For organizations where the analytics team is SQL-proficient and wants more flexibility than Power BI provides, Mode is a strong choice. It is not designed for self-service analytics by non-technical users.
Migration Planning
Data Source Audit
Before migrating, catalog every Power BI data source. Most Power BI alternatives support the same databases and cloud services. The primary compatibility concern is DirectQuery connections to Azure-specific services, which may require adapter configuration in non-Microsoft platforms.
Report Prioritization
Identify which Power BI reports are actively used. Research consistently shows that 60 to 70 percent of dashboards in any organization are rarely or never viewed. Focus migration efforts on the reports that drive actual decisions.
User Segmentation
Different user groups may benefit from different tools.
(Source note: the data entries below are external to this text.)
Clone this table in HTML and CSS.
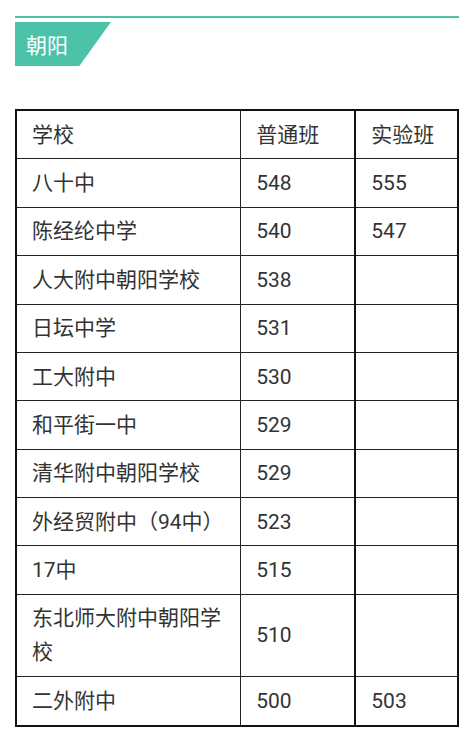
FILE: index.html
```html
<!DOCTYPE html>
<html lang="zh-CN">
<head>
<meta charset="utf-8">
<link rel="stylesheet" href="styles.css">
</head>
<body>
<div class="page">
  <div class="rule"></div>
  <div class="tag">朝阳</div>
  <table class="scores">
    <colgroup>
      <col class="c1"><col class="c2"><col class="c3">
    </colgroup>
    <tr><td>学校</td><td>普通班</td><td>实验班</td></tr>
    <tr><td>八十中</td><td>548</td><td>555</td></tr>
    <tr><td>陈经纶中学</td><td>540</td><td>547</td></tr>
    <tr><td>人大附中朝阳学校</td><td>538</td><td></td></tr>
    <tr><td>日坛中学</td><td>531</td><td></td></tr>
    <tr><td>工大附中</td><td>530</td><td></td></tr>
    <tr><td>和平街一中</td><td>529</td><td></td></tr>
    <tr><td>清华附中朝阳学校</td><td>529</td><td></td></tr>
    <tr><td>外经贸附中（94中）</td><td>523</td><td></td></tr>
    <tr><td>17中</td><td>515</td><td></td></tr>
    <tr><td>东北师大附中朝阳学校</td><td>510</td><td></td></tr>
    <tr><td>二外附中</td><td>500</td><td>503</td></tr>
  </table>
</div>
</body>
</html>
```

FILE: styles.css
```css
html, body {
  margin: 0;
  padding: 0;
  background: #ffffff;
}
.page {
  padding: 16px 13px 0 15px;
  font-family: Roboto, "Noto Sans CJK SC", sans-serif;
}
.rule {
  height: 2px;
  background: #4cc3a8;
}
.tag {
  margin-top: 4px;
  width: 96px;
  height: 44px;
  background: #4cc3a8;
  clip-path: polygon(0 0, 100% 0, 67% 100%, 0 100%);
  color: #ffffff;
  font-family: "Noto Sans CJK SC", sans-serif;
  font-size: 21px;
  line-height: 44px;
  padding-left: 11px;
  box-sizing: border-box;
}
.scores {
  margin-top: 43px;
  width: 444px;
  border-collapse: collapse;
  border: 2px solid #111;
  color: #333;
  font-size: 21px;
}
.c1 { width: 226px; }
.c2 { width: 115px; }
.c3 { width: 103px; }
.scores td {
  border: 1px solid #222;
  padding: 6.7px 15px;
  line-height: 34px;
  vertical-align: middle;
}
.scores td:nth-child(3) {
  border-left: 2px solid #111;
}
```
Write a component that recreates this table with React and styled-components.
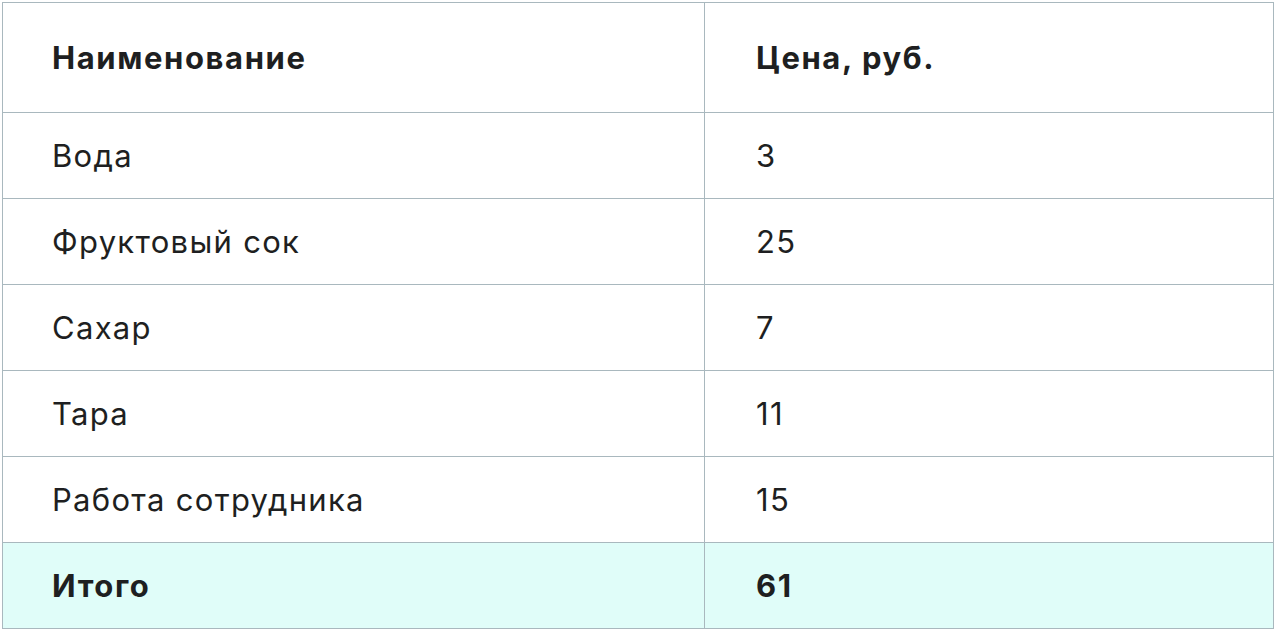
import React from "react"
import styled, { createGlobalStyle } from "styled-components"

const GlobalStyle = createGlobalStyle`
  html, body {
    margin: 0;
    padding: 0;
    background: #ffffff;
  }
  body {
    font-family: Inter, "Noto Sans", sans-serif;
    color: #1e1f21;
  }
`

const Wrap = styled.div`
  padding: 2px 2px 0 2px;
`

const Table = styled.table`
  width: 1272px;
  border-collapse: collapse;
  table-layout: fixed;
  border: 1px solid #9eaeb5;
`

const Cell = styled.td`
  height: ${props => (props.$head ? 109 : 85)}px;
  padding: 0 0 0 ${props => (props.$price ? 51 : 49)}px;
  border: 1px solid #a9b8be;
  font-size: 31px;
  font-weight: ${props => (props.$bold ? 700 : 400)};
  letter-spacing: ${props => (props.$bold ? 1.6 : 1.3)}px;
  text-align: left;
  vertical-align: middle;
  background: ${props => (props.$total ? "#e0fdf9" : "transparent")};
`

const rows = [
  ["Вода", "3"],
  ["Фруктовый сок", "25"],
  ["Сахар", "7"],
  ["Тара", "11"],
  ["Работа сотрудника", "15"],
]

function App() {
  return (
    <Wrap>
      <GlobalStyle />
      <Table>
        <colgroup>
          <col style={{ width: 702 }} />
          <col />
        </colgroup>
        <thead>
          <tr>
            <Cell as="th" $head $bold>Наименование</Cell>
            <Cell as="th" $head $bold $price>Цена, руб.</Cell>
          </tr>
        </thead>
        <tbody>
          {rows.map(([name, price]) => (
            <tr key={name}>
              <Cell>{name}</Cell>
              <Cell $price>{price}</Cell>
            </tr>
          ))}
          <tr>
            <Cell $bold $total>Итого</Cell>
            <Cell $bold $total $price>61</Cell>
          </tr>
        </tbody>
      </Table>
    </Wrap>
  )
}

export default App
Power users who build complex models might stay on Tableau or Mode. Business users who consume reports might move to a conversational platform like Skopx. One size rarely fits all in analytics.
Phased Rollout
Run the new platform alongside Power BI for 30 to 60 days. Compare accuracy, speed, and user satisfaction. Measure whether users who were not engaging with Power BI begin accessing data through the new tool. Expanded data access is often the strongest indicator of a successful migration.
The Bottom Line
The best Power BI alternative depends on your team's technical capabilities, existing infrastructure, and primary use case. For broad organizational data access with minimal training, conversational AI platforms offer the most compelling value proposition. For specialized visualization needs, Tableau and Qlik remain strong. For budget-constrained teams, Metabase provides genuine capability at zero cost.